*INFORMATION SHOWN:*
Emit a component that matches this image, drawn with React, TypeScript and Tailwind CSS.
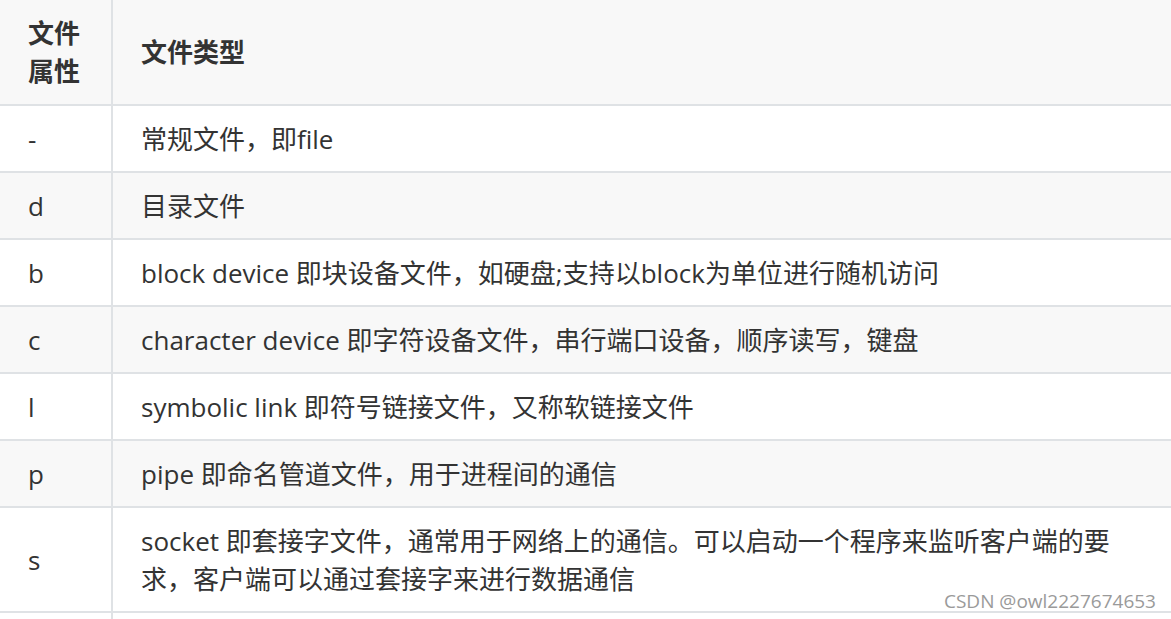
import React from 'react';

const rows: { attr: string; type: React.ReactNode }[] = [
  { attr: '-', type: '常规文件，即file' },
  { attr: 'd', type: '目录文件' },
  { attr: 'b', type: 'block device 即块设备文件，如硬盘;支持以block为单位进行随机访问' },
  { attr: 'c', type: 'character device 即字符设备文件，串行端口设备，顺序读写，键盘' },
  { attr: 'l', type: 'symbolic link 即符号链接文件，又称软链接文件' },
  { attr: 'p', type: 'pipe 即命名管道文件，用于进程间的通信' },
  {
    attr: 's',
    type: (
      <>
        socket 即套接字文件，通常用于网络上的通信。可以启动一个程序来监听客户端的要
        <br />
        求，客户端可以通过套接字来进行数据通信
      </>
    ),
  },
];

const App = () => {
  return (
    <div
      className="relative w-[1171px] h-[619px] overflow-hidden bg-white text-[#333333]"
      style={{ fontFamily: '"Open Sans", "Noto Sans CJK SC", sans-serif' }}
    >
      <table className="w-[1171px] border-collapse text-[26px] leading-[38px]">
        <thead>
          <tr className="bg-[#f8f8f8]">
            <th className="w-[112px] border-r-2 border-b-2 border-[#dfe2e5] px-[28px] py-[14px] text-left font-bold">
              文件
              <br />
              属性
            </th>
            <th className="border-b-2 border-[#dfe2e5] px-[28px] py-[14px] text-left font-bold">文件类型</th>
          </tr>
        </thead>
        <tbody>
          {rows.map((r, i) => (
            <tr key={r.attr} className={i % 2 === 1 ? 'bg-[#f8f8f8]' : 'bg-white'}>
              <td className="border-r-2 border-b-2 border-[#dfe2e5] px-[28px] py-[13.5px] align-middle">{r.attr}</td>
              <td className="border-b-2 border-[#dfe2e5] px-[28px] py-[13.5px] align-middle">{r.type}</td>
            </tr>
          ))}
          <tr>
            <td className="border-r-2 border-[#dfe2e5] h-[20px]"></td>
            <td></td>
          </tr>
        </tbody>
      </table>

      {/* watermark */}
      <div className="absolute right-[15px] top-[588px] text-[19px] leading-[26px] text-[#9a9a9a]">
        CSDN @owl2227674653
      </div>
    </div>
  );
};

export default App;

*WHAT IS REQUIRED:* In this exercise, set down all of the data exactly, without the pictures.

*TASK SOLUTION:*
Emit a component that matches this image, drawn with React, TypeScript and Tailwind CSS.
import React from 'react';

const rows: { attr: string; type: React.ReactNode }[] = [
  { attr: '-', type: '常规文件，即file' },
  { attr: 'd', type: '目录文件' },
  { attr: 'b', type: 'block device 即块设备文件，如硬盘;支持以block为单位进行随机访问' },
  { attr: 'c', type: 'character device 即字符设备文件，串行端口设备，顺序读写，键盘' },
  { attr: 'l', type: 'symbolic link 即符号链接文件，又称软链接文件' },
  { attr: 'p', type: 'pipe 即命名管道文件，用于进程间的通信' },
  {
    attr: 's',
    type: (
      <>
        socket 即套接字文件，通常用于网络上的通信。可以启动一个程序来监听客户端的要
        <br />
        求，客户端可以通过套接字来进行数据通信
      </>
    ),
  },
];

const App = () => {
  return (
    <div
      className="relative w-[1171px] h-[619px] overflow-hidden bg-white text-[#333333]"
      style={{ fontFamily: '"Open Sans", "Noto Sans CJK SC", sans-serif' }}
    >
      <table className="w-[1171px] border-collapse text-[26px] leading-[38px]">
        <thead>
          <tr className="bg-[#f8f8f8]">
            <th className="w-[112px] border-r-2 border-b-2 border-[#dfe2e5] px-[28px] py-[14px] text-left font-bold">
              文件
              <br />
              属性
            </th>
            <th className="border-b-2 border-[#dfe2e5] px-[28px] py-[14px] text-left font-bold">文件类型</th>
          </tr>
        </thead>
        <tbody>
          {rows.map((r, i) => (
            <tr key={r.attr} className={i % 2 === 1 ? 'bg-[#f8f8f8]' : 'bg-white'}>
              <td className="border-r-2 border-b-2 border-[#dfe2e5] px-[28px] py-[13.5px] align-middle">{r.attr}</td>
              <td className="border-b-2 border-[#dfe2e5] px-[28px] py-[13.5px] align-middle">{r.type}</td>
            </tr>
          ))}
          <tr>
            <td className="border-r-2 border-[#dfe2e5] h-[20px]"></td>
            <td></td>
          </tr>
        </tbody>
      </table>

      {/* watermark */}
      <div className="absolute right-[15px] top-[588px] text-[19px] leading-[26px] text-[#9a9a9a]">
        CSDN @owl2227674653
      </div>
    </div>
  );
};

export default App;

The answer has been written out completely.